Removed log collection process from caching service cluster to eliminate the resource contention that initially caused the incident.
Migrated all services and processes not related to caching services to different server clusters.
Added additional alerting to caching services cluster to monitor for problematic behaviors in restarting and redistributing currently running services, to be promptly notified of additional issues affecting availability

Here are additional steps we’re taking:

Improve capture pipeline behavior to ensure that capture settings can always be retrieved directly from the source database in the event of multiple levels of caching being unavailable.
Improve capture pipeline behavior to fail fast when cache retrievals are unsuccessful. This will allow adequate time for multiple fallback data access strategies to be executed.
Update the rollout policies for capture pipeline services to better handle sudden surges of traffic while completely restarting services. This will guarantee adequate capacity during the rollout process and ensure prompt automated recovery.

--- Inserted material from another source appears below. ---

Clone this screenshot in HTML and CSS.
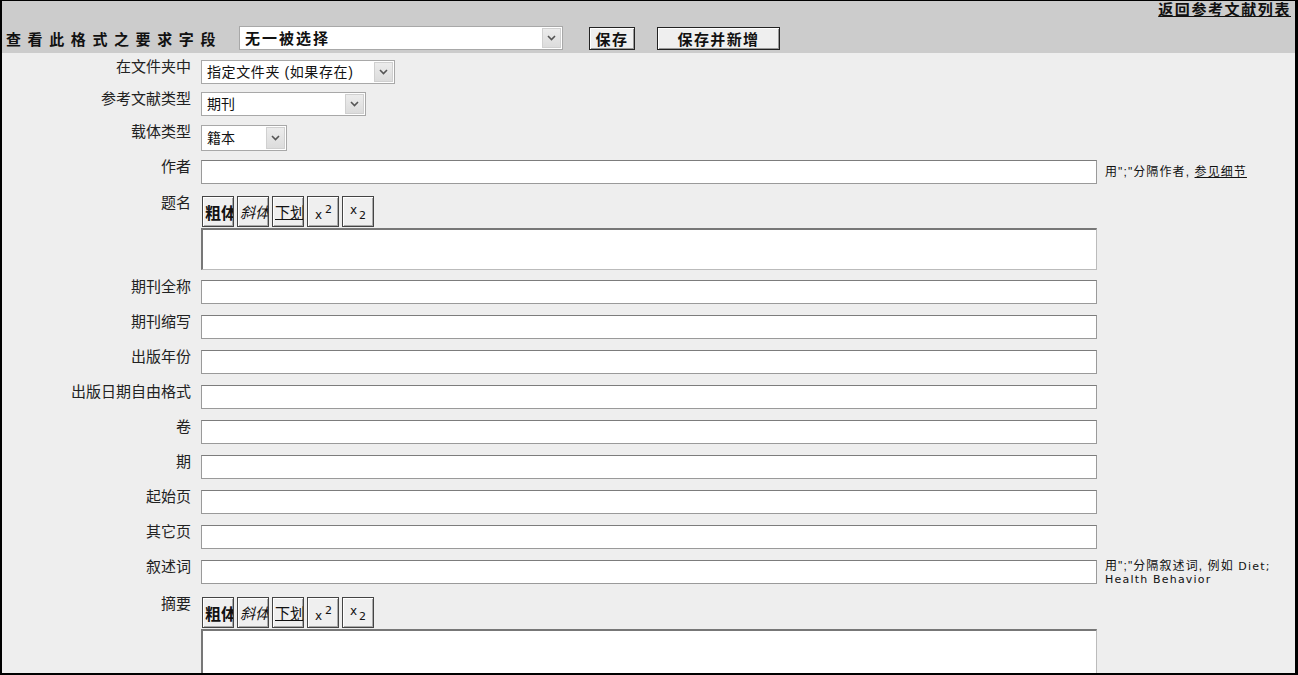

Posted Aug 30, 2023 - 15:02 EDT

Resolved

This incident has been resolved.

Posted Aug 23, 2023 - 17:41 EDT

Monitoring

End user sessions and data were not captured from 2:41pm ET to 3:40pm ET for accounts on our US data center. All missing activity during this time period is non-recoverable and may impact Metrics, Funnels, Dashboards, and Conversions. During this time, native mobile builds would also have failed. Re-running the build will properly upload the assets.

This issue did not impact any FullStory accounts utilizing our EU data center. (Your FullStory URLs would start with app.eu1.fullstory.com if you are utilizing our EU data center.)

A fix has been implemented and we are actively monitoring the issue.

Posted Aug 23, 2023 - 16:01 EDT

This incident affected: Data Capture (Web Capture, Native Mobile Capture).